Finished in 4.43 seconds
4 examples, 0 failures

Here we have one test which is unavoidably slow as it waits for actual changes on the page and one which we should try to rewrite so as to not always wait for a full timeout duration before succeeding.

Capybara anti-patterns

Given all of the above there are a couple of anti-patterns we can try to watch for when writing specs which use Capybara.

Accidental retries

As we write and re-write tests it can be easy to unintentionally mix retrying content matchers and immediate finders. This can lead to very slow tests.

› rspec spec/example_spec.rb:114
Run options: include {:locations=>{"./spec/example_spec.rb"=>[114]}}
iterating test passed in (64.640525)
.

Finished in 1 minute 6.98 seconds
1 example, 0 failures

Here switching to cell.text.include? 'Hollyonna Madwar' would reduce the test run time from 64.64 seconds to 2.45.

Inverted matchers

Custom matchers make it easier to make assertions using our domain language but it may not be reasonable to allow them to be inverted.

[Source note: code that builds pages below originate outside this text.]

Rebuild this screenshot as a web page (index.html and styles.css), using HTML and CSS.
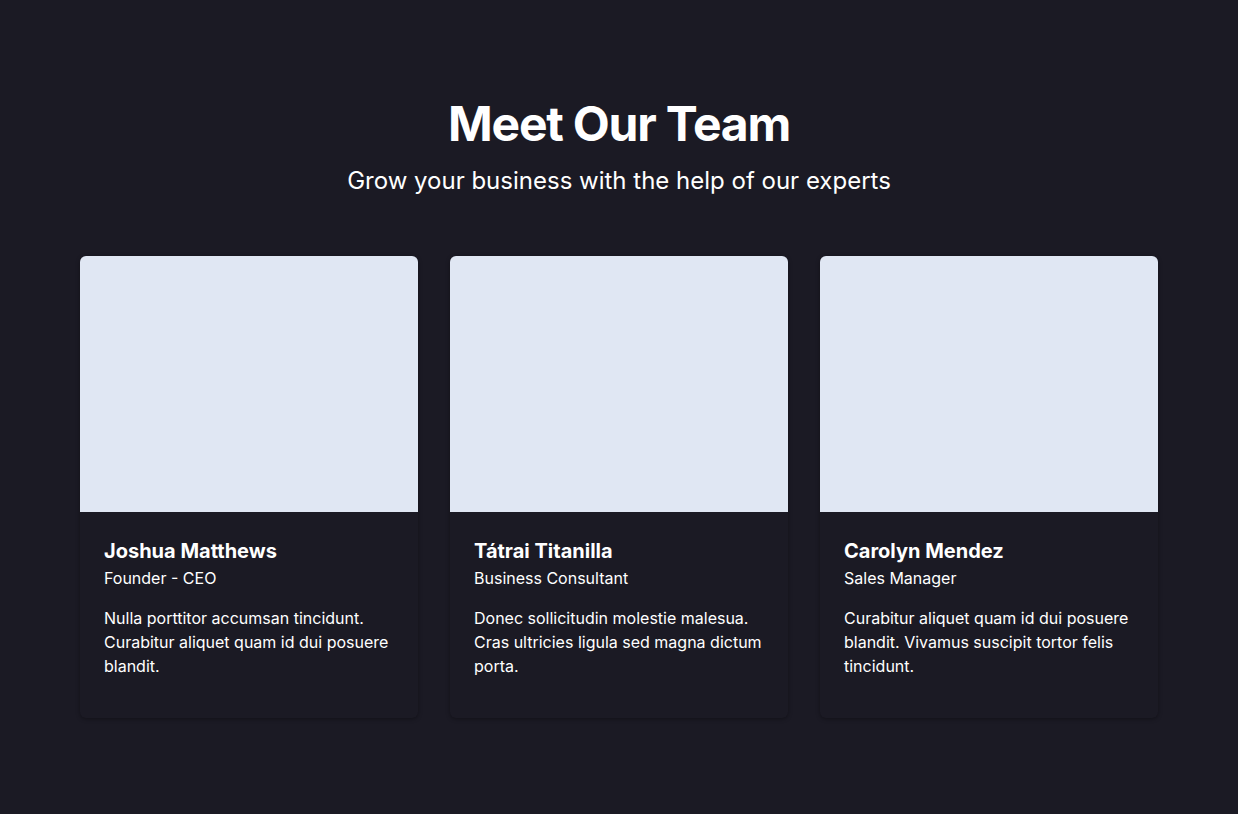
FILE: index.html
```html
<!DOCTYPE html>
<html lang="en">
<head>
<meta charset="utf-8">
<title>Meet Our Team</title>
<link rel="stylesheet" href="styles.css">
</head>
<body>
<section class="team">
  <header class="team-header">
    <h1 class="team-title">Meet Our Team</h1>
    <p class="team-subtitle">Grow your business with the help of our experts</p>
  </header>
  <div class="team-grid">
    <article class="card">
      <div class="card-photo"></div>
      <div class="card-body">
        <h2 class="card-name">Joshua Matthews</h2>
        <p class="card-role">Founder - CEO</p>
        <p class="card-text">Nulla porttitor accumsan tincidunt. Curabitur aliquet quam id dui posuere blandit.</p>
      </div>
    </article>
    <article class="card">
      <div class="card-photo"></div>
      <div class="card-body">
        <h2 class="card-name">Tátrai Titanilla</h2>
        <p class="card-role">Business Consultant</p>
        <p class="card-text">Donec sollicitudin molestie malesua. Cras ultricies ligula sed magna dictum porta.</p>
      </div>
    </article>
    <article class="card">
      <div class="card-photo"></div>
      <div class="card-body">
        <h2 class="card-name">Carolyn Mendez</h2>
        <p class="card-role">Sales Manager</p>
        <p class="card-text">Curabitur aliquet quam id dui posuere blandit. Vivamus suscipit tortor felis tincidunt.</p>
      </div>
    </article>
  </div>
</section>
</body>
</html>
```

FILE: styles.css
```css
* { box-sizing: border-box; }
html, body {
  margin: 0;
  padding: 0;
  background: #1b1a24;
  color: #ffffff;
  font-family: Inter, "Noto Sans", sans-serif;
}
.team {
  padding: 100px 80px 96px;
}
.team-header {
  text-align: center;
  margin-bottom: 58px;
}
.team-title {
  margin: 0 0 16px;
  font-size: 48px;
  line-height: 48px;
  font-weight: 700;
  letter-spacing: -0.025em;
}
.team-subtitle {
  margin: 0;
  font-size: 24px;
  line-height: 34px;
  font-weight: 400;
}
.team-grid {
  display: grid;
  grid-template-columns: repeat(3, 1fr);
  gap: 32px;
}
.card {
  background: #1b1a24;
  border-radius: 6px;
  overflow: hidden;
  box-shadow: 0 1px 4px rgba(0, 0, 0, 0.35);
}
.card-photo {
  height: 256px;
  background: #e0e7f3;
}
.card-body {
  padding: 25px 24px 40px;
}
.card-name {
  margin: 0 0 1px;
  font-size: 20px;
  line-height: 28px;
  font-weight: 700;
}
.card-role {
  margin: 0 0 16px;
  font-size: 16px;
  line-height: 24px;
}
.card-text {
  margin: 0;
  font-size: 16px;
  line-height: 24px;
}
```
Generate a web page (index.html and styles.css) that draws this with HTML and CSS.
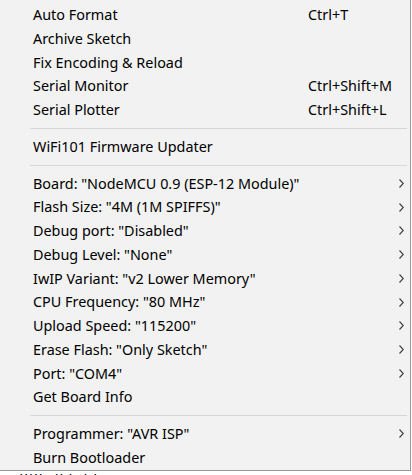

› rspec spec/example_spec.rb:128
Run options: include {:locations=>{"./spec/example_spec.rb"=>[128]}}
to have_character in (1.041502)
to_not have_character in (2.028751)
.

Finished in 4.39 seconds
1 example, 0 failures

Here we could implement match_for_should and match_for_should_not instead of match and raise in match_for_should_not to prevent misuse of the matcher.

Conclusion

Equipped with an basic understanding of how Capybara matchers work we should be able to write tests which execute as quickly as our site performance allows and which provide reliable, meaningful, and deterministic results.

I have found all of the mistakes above in my own acceptance test suites and correcting them has cut minutes off my test run times. How do your test suites look?